I like to challenge my way of thinking about things.
We each see the world through a complex lens of learning and experiences, some of the learning has been conscious, but so much of it has been absorbed through the subconscious as we go about our day-to-day activities. As an example, I have grown up with the understanding that keeping up with the news is a good thing to do, I happen to read the same paper that my parents do, I tell myself that it’s because it does a reasonably good job of reflecting a correct worldview, but what if it’s the other way around? What if this brand of newspaper is defining my worldview? Take the idea of “keeping with the news”, why is that important to me and is it truly important? What if reading the news regularly is doing me harm?
Human kind is a book that challenges several Western European worldviews – including reading the news on a regular basis. The news isn’t its main target though, that is veneer theory and the underlying assumption that we are all innately selfish, only interested in personal gain and it’s only the veneer of society that is stopping us sliding into anarchy.

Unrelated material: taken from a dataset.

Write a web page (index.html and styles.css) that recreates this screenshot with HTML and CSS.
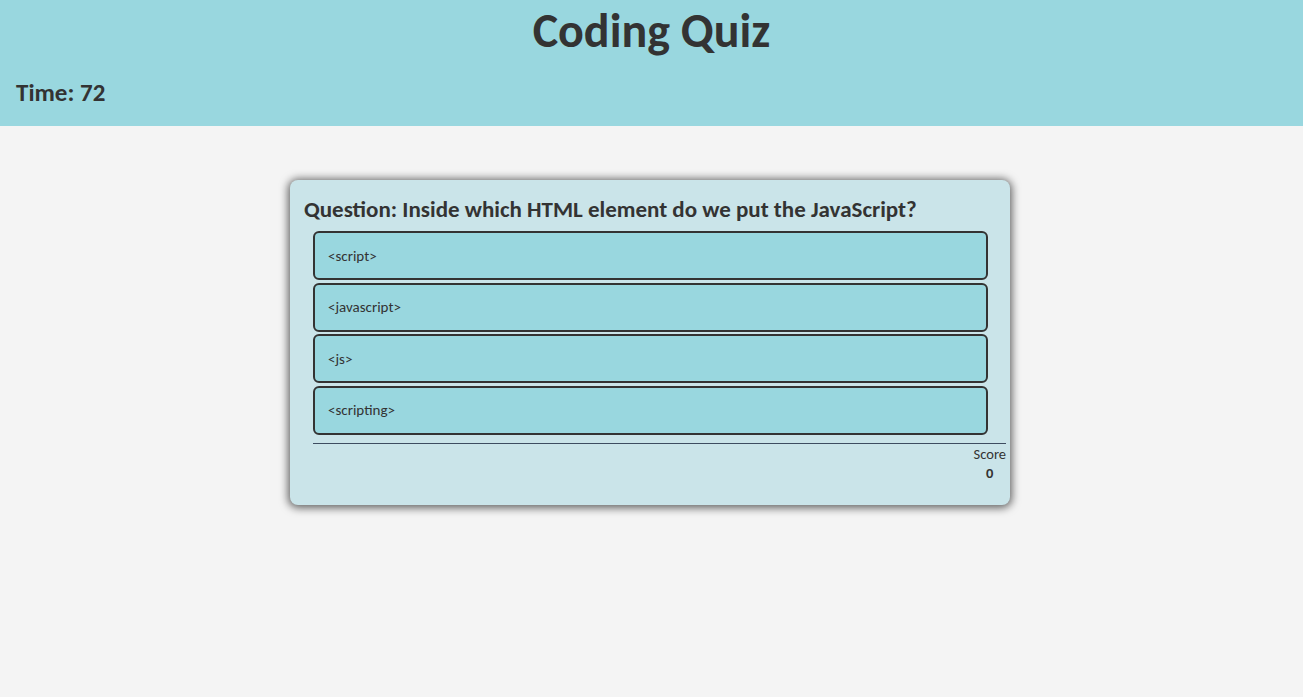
FILE: index.html
```html
<!DOCTYPE html>
<html lang="en">
<head>
<meta charset="utf-8">
<title>Coding Quiz</title>
<link rel="stylesheet" href="styles.css">
</head>
<body>
<header class="top">
  <h1 class="title">Coding Quiz</h1>
  <div class="timer">Time: 72</div>
</header>
<main class="main">
  <section class="card">
    <h2 class="question">Question: Inside which HTML element do we put the JavaScript?</h2>
    <div class="options">
      <button class="option">&lt;script&gt;</button>
      <button class="option">&lt;javascript&gt;</button>
      <button class="option">&lt;js&gt;</button>
      <button class="option">&lt;scripting&gt;</button>
    </div>
    <div class="footer">
      <div class="score">
        <div class="score-label">Score</div>
        <div class="score-value">0</div>
      </div>
    </div>
  </section>
</main>
</body>
</html>
```
FILE: styles.css
```css
* { box-sizing: border-box; }
html, body { margin: 0; padding: 0; }
body {
  background: #f4f4f4;
  font-family: "Carlito", "Lato", "Open Sans", sans-serif;
  color: #333;
  height: 697px;
  overflow: hidden;
}
.top {
  background: #99d7df;
  height: 126px;
  padding: 3px 16px 0;
}
.title {
  margin: 0;
  text-align: center;
  font-size: 48px;
  line-height: 56px;
  font-weight: 700;
  color: #333;
}
.timer {
  margin-top: 20px;
  font-size: 25px;
  line-height: 28px;
  font-weight: 700;
}
.main {
  display: flex;
  justify-content: center;
  padding-top: 54px;
}
.card {
  width: 720px;
  margin-left: -3px;
  background: #cae4e9;
  border-radius: 8px;
  box-shadow: 0 1px 8px 2px rgba(0,0,0,0.6);
  padding: 16px 4px 22px 14px;
}
.question {
  margin: 0 0 8px;
  font-size: 23px;
  line-height: 27px;
  font-weight: 700;
  color: #333;
}
.options {
  display: flex;
  flex-direction: column;
  gap: 2.6px;
  padding-left: 9px;
  padding-right: 18px;
}
.option {
  display: block;
  width: 100%;
  height: 49px;
  text-align: left;
  background: #99d7df;
  border: 2px solid #333;
  border-radius: 6px;
  padding: 0 13px;
  font-family: inherit;
  font-size: 15px;
  color: #333;
}
.footer {
  margin: 8px 0 0 9px;
  border-top: 1px solid #3d4c60;
  display: flex;
  justify-content: flex-end;
}
.score {
  display: flex;
  flex-direction: column;
  align-items: center;
  font-size: 14.5px;
  line-height: 19px;
  padding-top: 1px;
}
.score-value { font-weight: 700; }
```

The book is based on the difference in thinking between two philosophers – Thomas Hobbes and Jean-Jacques Rousseau. This isn’t the first book to look at these conflicted philosophies, this is a debate that’s been going on for a long time.
Hobbes, to massively oversimplify, believed that people are basically “solitary, poor, nasty, brutish and short”.
Rousseau believed that “People in their natural state are basically good. But this natural innocence, however, is corrupted by the evils of society”.
The Hobbesian argument is characterised by the novel Lord of the Flies which many of us, across western society, read and studied as children. It’s the story of a group of boys stranded on an island and the tragedy that follows. Through it we take in the Hobbesian viewpoint and adopt it as fact. This is the viewpoint that tends to dominate in Western cultures. In Human kind, Bregman investigates whether Lord of the Flies portrays the reality of what would happen by searching for a real-life example of boys stranded on an island, this he finds, and the outcome, it’s fair to say, is more Rousseau than Hobbes.
There are numerous other examples of experiments being undertaken to prove the Hobbesian perspective. Like many books of its type, Bergman, in Human kind, reviews each of these experiments and finds many of them to be wanting.
This book tells stories of television shows that are set up for dramatic conflict that are so full of collaboration that they a dull in the extreme.
There are experiments where people are supposed to have behaved like savages, naturally, where the reality was riddled with manipulation.
The Norwegian Prison system is used as an anti-pattern for most Western incarceration institutions.
There’s a fabulous story of a community peacefully subverting a march by fascists in their town, rather than engaging in the annual fight.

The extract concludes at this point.